• [To do]: Each line that follows is to be retyped exactly.

• [Entries shown]:
>>>

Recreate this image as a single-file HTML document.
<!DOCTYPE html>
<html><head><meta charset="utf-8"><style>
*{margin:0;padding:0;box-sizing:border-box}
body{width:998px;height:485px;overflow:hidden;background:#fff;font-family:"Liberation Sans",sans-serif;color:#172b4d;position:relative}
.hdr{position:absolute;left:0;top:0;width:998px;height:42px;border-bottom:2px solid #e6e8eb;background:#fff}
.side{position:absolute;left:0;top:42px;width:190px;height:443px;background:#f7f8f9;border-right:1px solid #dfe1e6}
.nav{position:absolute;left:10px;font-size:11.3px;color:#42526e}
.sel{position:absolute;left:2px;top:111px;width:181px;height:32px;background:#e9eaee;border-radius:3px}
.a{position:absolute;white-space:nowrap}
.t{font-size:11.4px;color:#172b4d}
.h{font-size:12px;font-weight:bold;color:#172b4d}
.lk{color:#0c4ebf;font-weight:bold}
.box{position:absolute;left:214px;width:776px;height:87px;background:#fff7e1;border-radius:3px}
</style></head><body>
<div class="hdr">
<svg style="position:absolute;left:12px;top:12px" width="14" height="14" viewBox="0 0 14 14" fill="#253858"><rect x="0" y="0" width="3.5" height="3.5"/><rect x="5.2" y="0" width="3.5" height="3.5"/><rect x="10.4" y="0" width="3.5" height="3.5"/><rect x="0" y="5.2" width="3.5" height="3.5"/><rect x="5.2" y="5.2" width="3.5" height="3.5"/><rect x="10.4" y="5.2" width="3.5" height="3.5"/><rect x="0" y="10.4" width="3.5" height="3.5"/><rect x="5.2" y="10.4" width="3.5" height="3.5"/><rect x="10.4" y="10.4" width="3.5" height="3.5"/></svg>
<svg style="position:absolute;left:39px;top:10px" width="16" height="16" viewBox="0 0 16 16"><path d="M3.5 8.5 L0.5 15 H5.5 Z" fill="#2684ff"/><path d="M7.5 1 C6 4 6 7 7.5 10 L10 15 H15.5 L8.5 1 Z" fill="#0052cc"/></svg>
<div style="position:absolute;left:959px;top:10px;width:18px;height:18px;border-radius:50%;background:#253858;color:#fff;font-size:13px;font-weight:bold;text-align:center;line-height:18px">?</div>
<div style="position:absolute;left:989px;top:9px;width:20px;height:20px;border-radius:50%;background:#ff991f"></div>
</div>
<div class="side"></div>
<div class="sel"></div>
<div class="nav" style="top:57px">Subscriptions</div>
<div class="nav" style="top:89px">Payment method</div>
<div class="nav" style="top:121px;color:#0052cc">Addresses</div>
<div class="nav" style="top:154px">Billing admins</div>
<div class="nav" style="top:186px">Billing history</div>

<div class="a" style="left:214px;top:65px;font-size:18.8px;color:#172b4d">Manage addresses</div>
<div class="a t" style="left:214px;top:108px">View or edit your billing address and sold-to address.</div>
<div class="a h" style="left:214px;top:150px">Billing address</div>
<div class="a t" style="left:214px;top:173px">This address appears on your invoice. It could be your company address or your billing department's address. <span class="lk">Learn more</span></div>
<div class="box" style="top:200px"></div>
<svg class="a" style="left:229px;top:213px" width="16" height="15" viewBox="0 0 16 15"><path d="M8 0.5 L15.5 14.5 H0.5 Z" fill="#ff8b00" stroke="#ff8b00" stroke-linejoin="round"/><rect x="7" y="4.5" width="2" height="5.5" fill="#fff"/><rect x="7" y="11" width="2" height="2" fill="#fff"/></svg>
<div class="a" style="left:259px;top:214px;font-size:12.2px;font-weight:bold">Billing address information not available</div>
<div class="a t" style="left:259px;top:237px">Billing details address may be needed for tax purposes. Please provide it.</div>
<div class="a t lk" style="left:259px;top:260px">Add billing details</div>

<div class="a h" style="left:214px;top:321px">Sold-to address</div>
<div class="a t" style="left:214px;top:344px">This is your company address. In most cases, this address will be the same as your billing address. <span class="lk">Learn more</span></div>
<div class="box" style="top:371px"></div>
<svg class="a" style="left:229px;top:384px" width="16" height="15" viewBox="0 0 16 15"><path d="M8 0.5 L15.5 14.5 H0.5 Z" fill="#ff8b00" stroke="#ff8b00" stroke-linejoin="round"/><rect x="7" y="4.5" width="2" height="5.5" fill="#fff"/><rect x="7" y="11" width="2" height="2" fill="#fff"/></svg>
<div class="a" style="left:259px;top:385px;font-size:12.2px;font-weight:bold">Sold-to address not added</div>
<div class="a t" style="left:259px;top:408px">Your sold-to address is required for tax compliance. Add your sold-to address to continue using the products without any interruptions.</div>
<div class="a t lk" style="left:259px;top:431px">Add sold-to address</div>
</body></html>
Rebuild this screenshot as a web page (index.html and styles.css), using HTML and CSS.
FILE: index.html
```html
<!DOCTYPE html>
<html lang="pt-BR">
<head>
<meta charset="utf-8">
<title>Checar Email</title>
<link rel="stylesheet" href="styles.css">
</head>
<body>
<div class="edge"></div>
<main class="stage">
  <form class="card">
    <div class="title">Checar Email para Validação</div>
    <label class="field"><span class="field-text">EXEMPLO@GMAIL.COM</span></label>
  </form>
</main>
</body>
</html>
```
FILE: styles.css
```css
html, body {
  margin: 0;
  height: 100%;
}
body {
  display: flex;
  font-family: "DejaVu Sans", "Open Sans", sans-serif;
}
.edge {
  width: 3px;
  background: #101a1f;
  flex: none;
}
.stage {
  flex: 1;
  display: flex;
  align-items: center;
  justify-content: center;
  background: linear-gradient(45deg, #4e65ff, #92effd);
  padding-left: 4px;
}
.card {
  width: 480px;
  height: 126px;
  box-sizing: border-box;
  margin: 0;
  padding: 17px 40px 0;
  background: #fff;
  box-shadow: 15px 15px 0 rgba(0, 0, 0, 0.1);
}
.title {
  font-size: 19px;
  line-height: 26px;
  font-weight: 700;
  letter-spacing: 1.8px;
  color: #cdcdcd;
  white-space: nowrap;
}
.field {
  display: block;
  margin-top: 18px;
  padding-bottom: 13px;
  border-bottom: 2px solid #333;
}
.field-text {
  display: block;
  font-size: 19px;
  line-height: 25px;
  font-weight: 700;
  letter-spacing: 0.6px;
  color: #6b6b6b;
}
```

<<<

• [Expected answer]:
Recreate this image as a single-file HTML document.
<!DOCTYPE html>
<html><head><meta charset="utf-8"><style>
*{margin:0;padding:0;box-sizing:border-box}
body{width:998px;height:485px;overflow:hidden;background:#fff;font-family:"Liberation Sans",sans-serif;color:#172b4d;position:relative}
.hdr{position:absolute;left:0;top:0;width:998px;height:42px;border-bottom:2px solid #e6e8eb;background:#fff}
.side{position:absolute;left:0;top:42px;width:190px;height:443px;background:#f7f8f9;border-right:1px solid #dfe1e6}
.nav{position:absolute;left:10px;font-size:11.3px;color:#42526e}
.sel{position:absolute;left:2px;top:111px;width:181px;height:32px;background:#e9eaee;border-radius:3px}
.a{position:absolute;white-space:nowrap}
.t{font-size:11.4px;color:#172b4d}
.h{font-size:12px;font-weight:bold;color:#172b4d}
.lk{color:#0c4ebf;font-weight:bold}
.box{position:absolute;left:214px;width:776px;height:87px;background:#fff7e1;border-radius:3px}
</style></head><body>
<div class="hdr">
<svg style="position:absolute;left:12px;top:12px" width="14" height="14" viewBox="0 0 14 14" fill="#253858"><rect x="0" y="0" width="3.5" height="3.5"/><rect x="5.2" y="0" width="3.5" height="3.5"/><rect x="10.4" y="0" width="3.5" height="3.5"/><rect x="0" y="5.2" width="3.5" height="3.5"/><rect x="5.2" y="5.2" width="3.5" height="3.5"/><rect x="10.4" y="5.2" width="3.5" height="3.5"/><rect x="0" y="10.4" width="3.5" height="3.5"/><rect x="5.2" y="10.4" width="3.5" height="3.5"/><rect x="10.4" y="10.4" width="3.5" height="3.5"/></svg>
<svg style="position:absolute;left:39px;top:10px" width="16" height="16" viewBox="0 0 16 16"><path d="M3.5 8.5 L0.5 15 H5.5 Z" fill="#2684ff"/><path d="M7.5 1 C6 4 6 7 7.5 10 L10 15 H15.5 L8.5 1 Z" fill="#0052cc"/></svg>
<div style="position:absolute;left:959px;top:10px;width:18px;height:18px;border-radius:50%;background:#253858;color:#fff;font-size:13px;font-weight:bold;text-align:center;line-height:18px">?</div>
<div style="position:absolute;left:989px;top:9px;width:20px;height:20px;border-radius:50%;background:#ff991f"></div>
</div>
<div class="side"></div>
<div class="sel"></div>
<div class="nav" style="top:57px">Subscriptions</div>
<div class="nav" style="top:89px">Payment method</div>
<div class="nav" style="top:121px;color:#0052cc">Addresses</div>
<div class="nav" style="top:154px">Billing admins</div>
<div class="nav" style="top:186px">Billing history</div>

<div class="a" style="left:214px;top:65px;font-size:18.8px;color:#172b4d">Manage addresses</div>
<div class="a t" style="left:214px;top:108px">View or edit your billing address and sold-to address.</div>
<div class="a h" style="left:214px;top:150px">Billing address</div>
<div class="a t" style="left:214px;top:173px">This address appears on your invoice. It could be your company address or your billing department's address. <span class="lk">Learn more</span></div>
<div class="box" style="top:200px"></div>
<svg class="a" style="left:229px;top:213px" width="16" height="15" viewBox="0 0 16 15"><path d="M8 0.5 L15.5 14.5 H0.5 Z" fill="#ff8b00" stroke="#ff8b00" stroke-linejoin="round"/><rect x="7" y="4.5" width="2" height="5.5" fill="#fff"/><rect x="7" y="11" width="2" height="2" fill="#fff"/></svg>
<div class="a" style="left:259px;top:214px;font-size:12.2px;font-weight:bold">Billing address information not available</div>
<div class="a t" style="left:259px;top:237px">Billing details address may be needed for tax purposes. Please provide it.</div>
<div class="a t lk" style="left:259px;top:260px">Add billing details</div>

<div class="a h" style="left:214px;top:321px">Sold-to address</div>
<div class="a t" style="left:214px;top:344px">This is your company address. In most cases, this address will be the same as your billing address. <span class="lk">Learn more</span></div>
<div class="box" style="top:371px"></div>
<svg class="a" style="left:229px;top:384px" width="16" height="15" viewBox="0 0 16 15"><path d="M8 0.5 L15.5 14.5 H0.5 Z" fill="#ff8b00" stroke="#ff8b00" stroke-linejoin="round"/><rect x="7" y="4.5" width="2" height="5.5" fill="#fff"/><rect x="7" y="11" width="2" height="2" fill="#fff"/></svg>
<div class="a" style="left:259px;top:385px;font-size:12.2px;font-weight:bold">Sold-to address not added</div>
<div class="a t" style="left:259px;top:408px">Your sold-to address is required for tax compliance. Add your sold-to address to continue using the products without any interruptions.</div>
<div class="a t lk" style="left:259px;top:431px">Add sold-to address</div>
</body></html>
Rebuild this screenshot as a web page (index.html and styles.css), using HTML and CSS.
FILE: index.html
```html
<!DOCTYPE html>
<html lang="pt-BR">
<head>
<meta charset="utf-8">
<title>Checar Email</title>
<link rel="stylesheet" href="styles.css">
</head>
<body>
<div class="edge"></div>
<main class="stage">
  <form class="card">
    <div class="title">Checar Email para Validação</div>
    <label class="field"><span class="field-text">EXEMPLO@GMAIL.COM</span></label>
  </form>
</main>
</body>
</html>
```
FILE: styles.css
```css
html, body {
  margin: 0;
  height: 100%;
}
body {
  display: flex;
  font-family: "DejaVu Sans", "Open Sans", sans-serif;
}
.edge {
  width: 3px;
  background: #101a1f;
  flex: none;
}
.stage {
  flex: 1;
  display: flex;
  align-items: center;
  justify-content: center;
  background: linear-gradient(45deg, #4e65ff, #92effd);
  padding-left: 4px;
}
.card {
  width: 480px;
  height: 126px;
  box-sizing: border-box;
  margin: 0;
  padding: 17px 40px 0;
  background: #fff;
  box-shadow: 15px 15px 0 rgba(0, 0, 0, 0.1);
}
.title {
  font-size: 19px;
  line-height: 26px;
  font-weight: 700;
  letter-spacing: 1.8px;
  color: #cdcdcd;
  white-space: nowrap;
}
.field {
  display: block;
  margin-top: 18px;
  padding-bottom: 13px;
  border-bottom: 2px solid #333;
}
.field-text {
  display: block;
  font-size: 19px;
  line-height: 25px;
  font-weight: 700;
  letter-spacing: 0.6px;
  color: #6b6b6b;
}
```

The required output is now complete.